Andrea: “So instead of launching campaigns to conquer markets, we cultivate living systems, complex ecosystems of trust and shared purpose. It becomes less about ‘selling’ and more about thriving together.”
Dave: “Think of it this way: a flower needs a bee to spread its pollen, but must offer nectar in return. The flower is the client; the bee is the audience. This dance feeds both. But the benefits don’t stop there, they expand far beyond just the flower and the bee.”
Andrea: “Exactly. When the bee pollinates the flower, it supports the whole ecosystem. That flower might produce fruit or seeds that feed other creatures, enrich the soil, or help regulate the climate. Similarly, when clients and audiences build genuine partnerships, their impact ripples through communities and networks far beyond their initial connection.”

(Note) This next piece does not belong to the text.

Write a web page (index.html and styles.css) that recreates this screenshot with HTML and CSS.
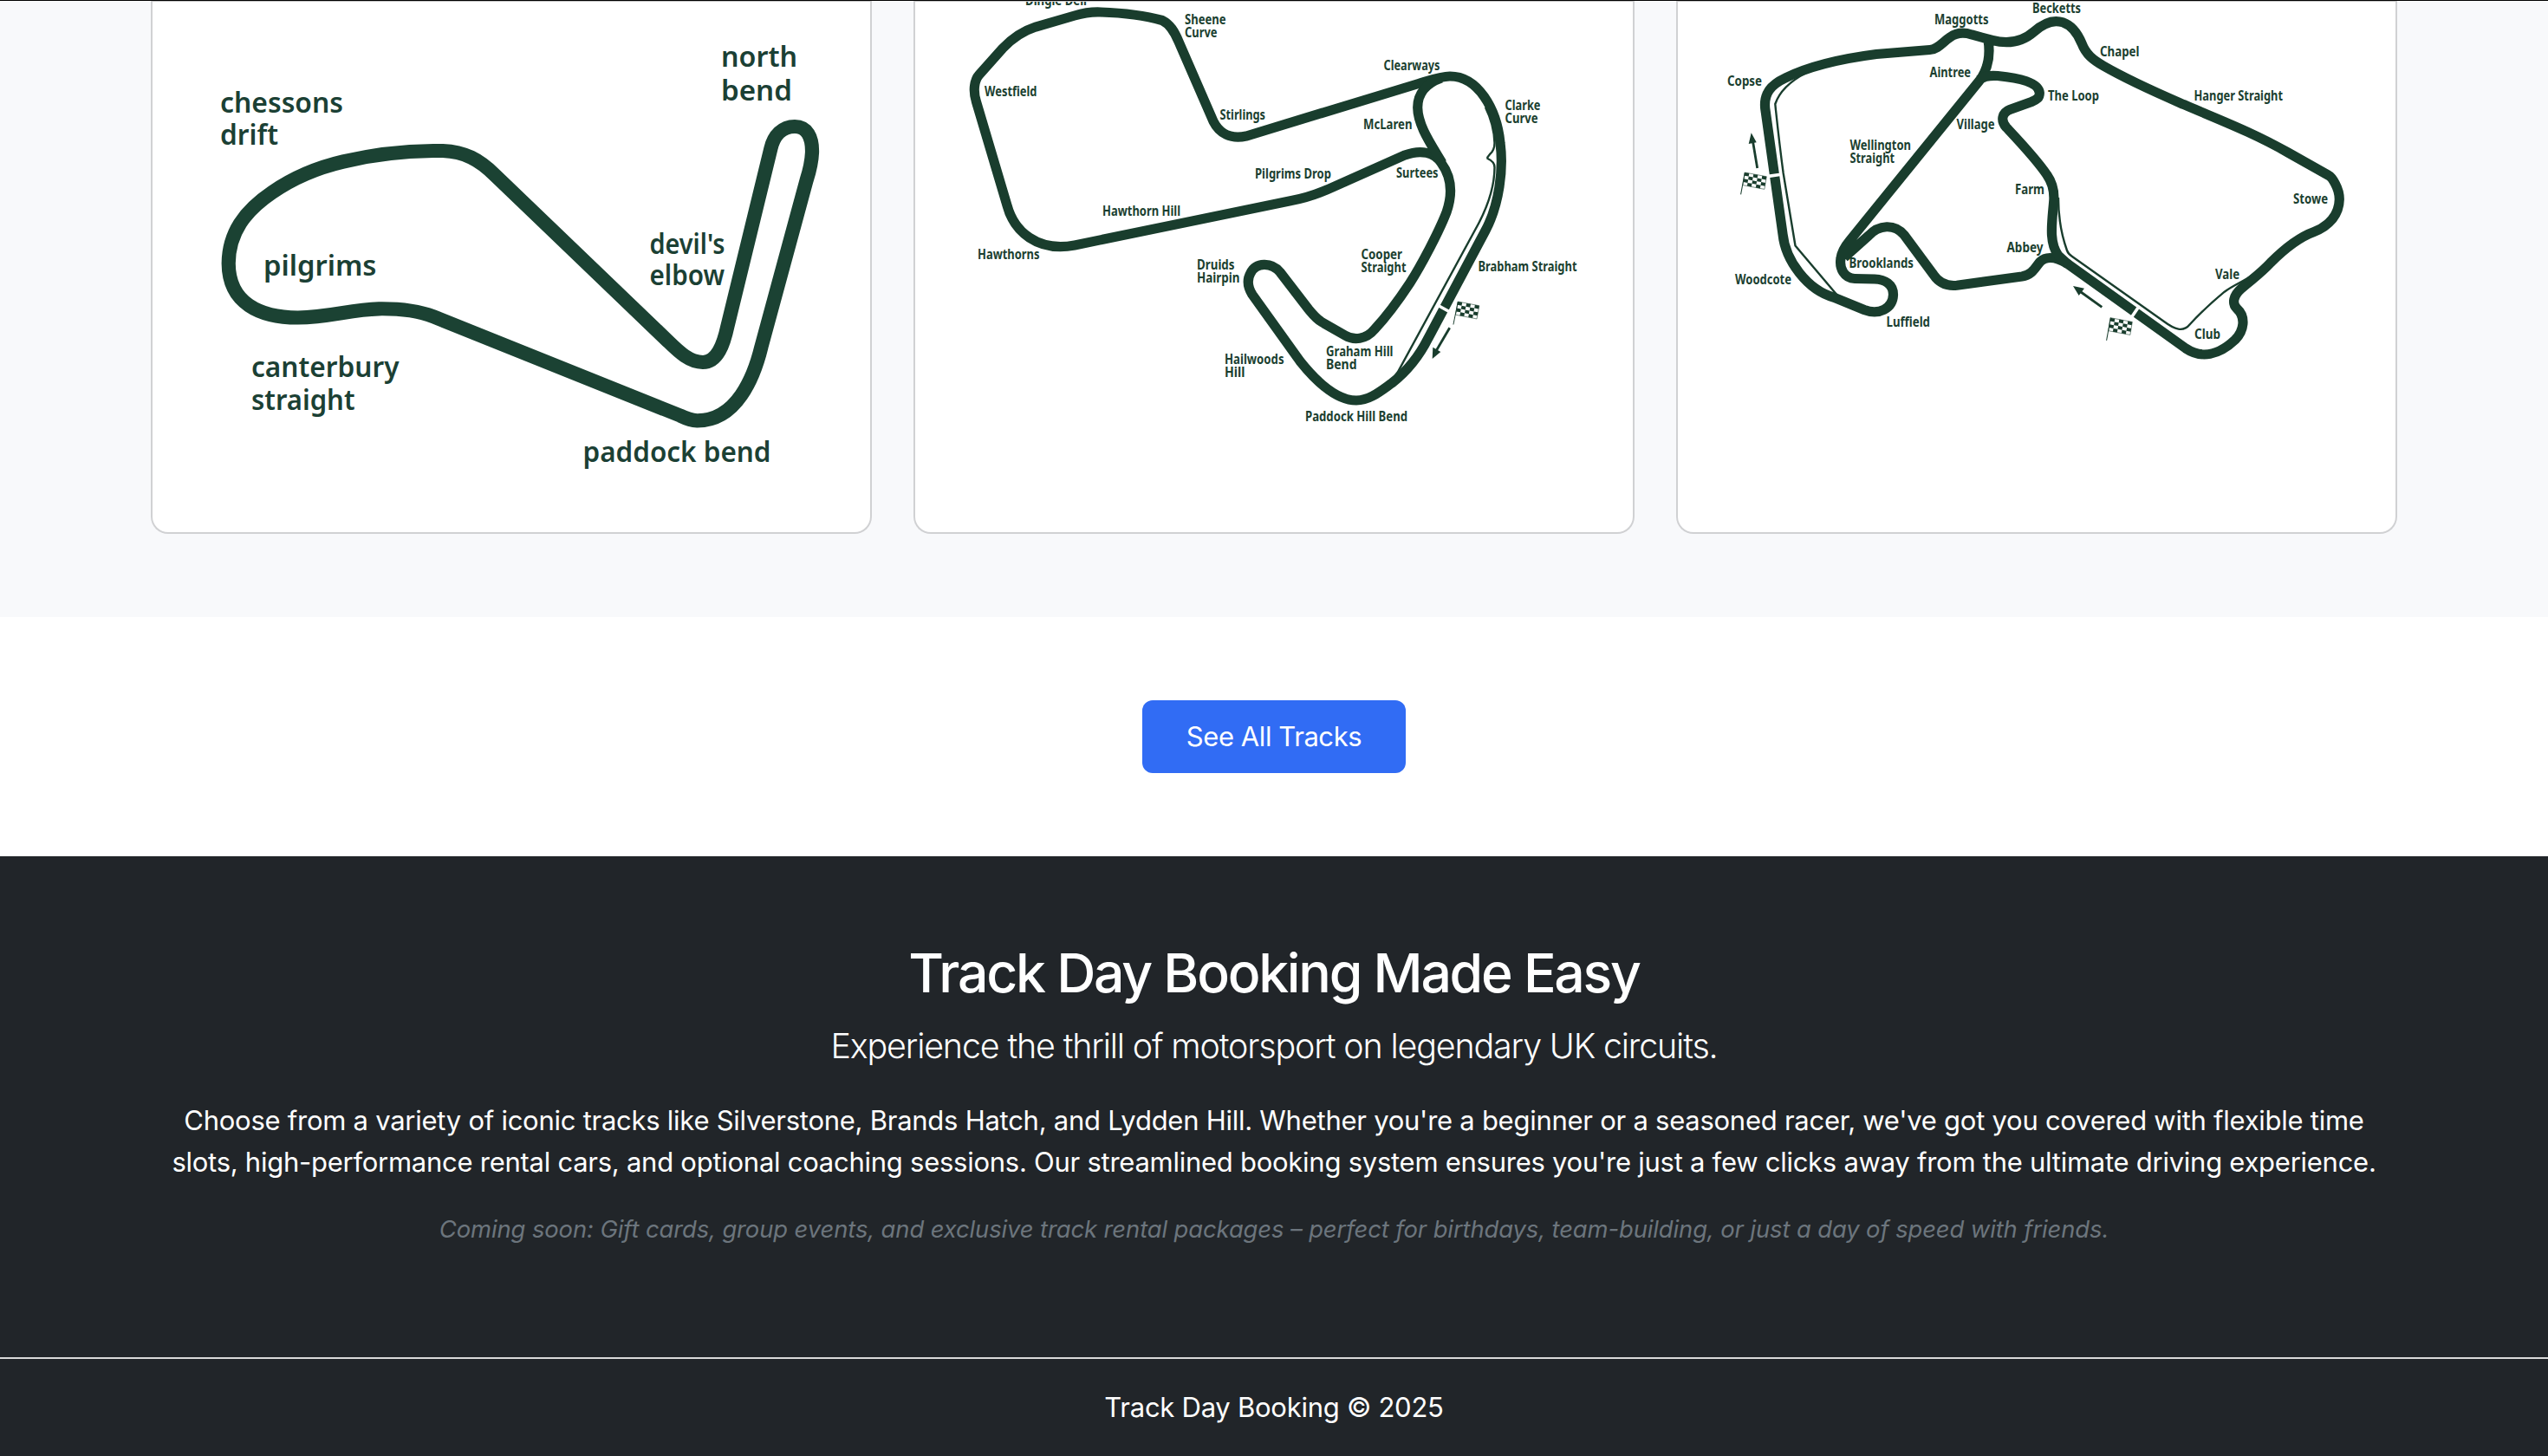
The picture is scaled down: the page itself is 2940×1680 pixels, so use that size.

Dave: “Right. A strong client-audience partnership can spark wider engagement, inspire collaborations, and even shift industry practices. It’s like a chain reaction of trust and shared purpose spreading through an ecosystem.”
Andrea: “And these flourishing networks create resilience. Just as a biodiverse forest withstands storms better, a marketing ecosystem built on authentic partnerships adapts and thrives amid change.”
Dave: “This means marketing isn’t about isolated wins but nurturing a living system that sustains itself and evolves in unexpected ways.”
Andrea: “That’s the magic, the dance nurtures creativity, well-being, and innovation for everyone touched by the ecosystem, not just the immediate partners.”
Dave: “So our role isn’t only connecting flower and bee but stewarding a larger web of life, cultivating environments where mutual benefits multiply and create lasting positive impact.”
Andrea: “Practically, that means designing strategies that encourage ongoing collaboration and ripple effects—community programs, shared storytelling, collective actions extending beyond one campaign.”
Dave: “And measuring success differently, focusing on long-term growth, deepening relationships, and expanding influence rather than just immediate sales or impressions.”
Andrea: “It builds stronger brands, healthier markets, and more vibrant societies. Now, that's a true win-win-win.”